Savran received a fellowship at the International Center for Interweaving Performance Cultures at the Freie Universität Berlin in 2012 and again in 2014 to work on his most recent book project. His new work theorizes branding as a cultural performance and studies the international traffic in U.S.-branded theatre since the 1990s. Focusing on musical theatre in particular, it analyzes the cultural exchanges between the U.S. and Germany and the U.S. and South Korea.[8]

Books

  • Highbrow/Lowdown: Theater, Jazz, and the Making of the New Middle Class.
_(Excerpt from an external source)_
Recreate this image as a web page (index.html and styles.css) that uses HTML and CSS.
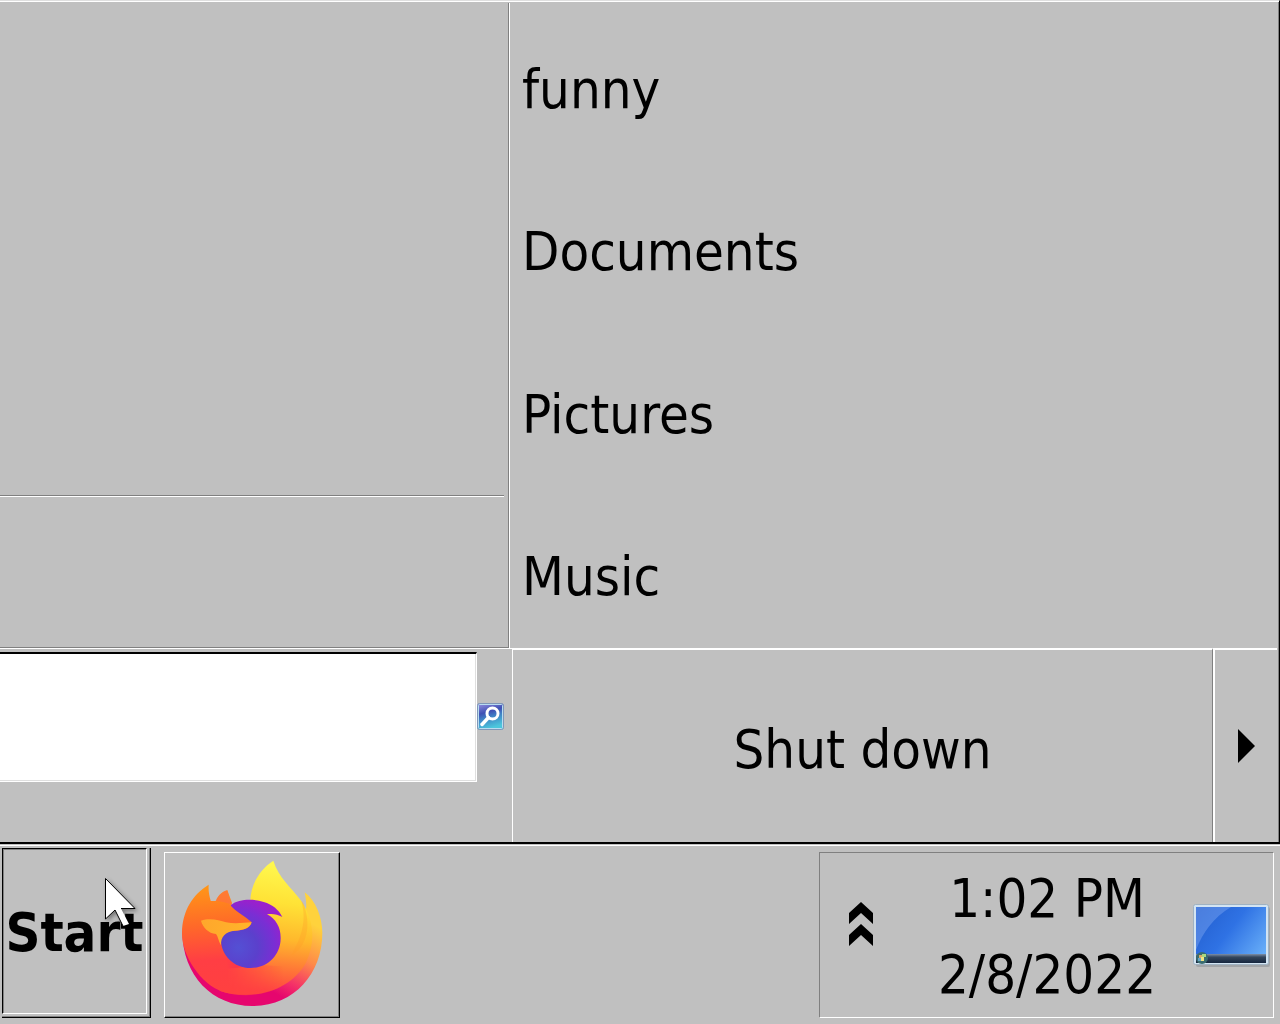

Ann Arbor: University of Michigan Press, 2009.
  • A Queer Sort of Materialism: Recontextualizing American Theater. Ann Arbor: University of Michigan Press, 2003.
  • The Masculinity Studies Reader. Co-edited with Rachel Adams. Malden, Mass.: Blackwell Publishers, 2002.
  • The Playwright’s Voice: American Dramatists on Memory, Writing, and the Politics of Culture. New York: Theatre Communications Group, 1999.
  • Taking it Like a Man: White Masculinity, Masochism, and Contemporary American Culture. Princeton: Princeton University Press, 1998.
  • Communists, Cowboys, and Queers: The Politics of Masculinity in the Work of Arthur Miller and Tennessee Williams. Minneapolis: University of Minnesota Press, 1992.
  • In Their Own Words: Contemporary American Playwrights. New York: Theatre Communications Group, 1988.
  • Breaking the Rules: The Wooster Group. New York: Theatre Communications Group, 1988. (Reprint of The Wooster Group, 1975-1985: Breaking the Rules. Ann Arbor: UMI Research Press, 1986.)

Reception

Savran's most recent publication, Highbrow/Lowdown: Theater, Jazz, and the Making of the New Middle Class, was the winner of the Joe A. Callaway Award for Best Book in Theater and Drama and the 2011 Kurt Weill Article Prize.[9] The book also received honorable mention for the Barnard Hewitt Award from the American Society for Theatre Research.

References

  1. "David Savran faculty profile". The Graduate Center, CUNY. 
  2. "David Savran profile". LinkedIn. Retrieved 13 April 2015. 
  3. Savran, David Neil (1978). The Mask and the Face: Acting Theory of the Renaissance and the Enlightenment. UMI Dissertations Publishing. 
  4. "David Savran profile". LinkedIn. Retrieved 13 April 2015. 
  5. "About page". The Journal of American Drama and Theatre. 
  6. "Drama Winners and Finalists". The Pulitzer Prizes. 
  7. "Distinguished Scholar Award recipients". American Society for Theatre Research. 
  8. "David Savran fellows profile". Freie Universität Berlin Department of Philosophy and Humanities International Research Center. 
  9. "Highbrow/Lowdown product details". University of Michigan Press.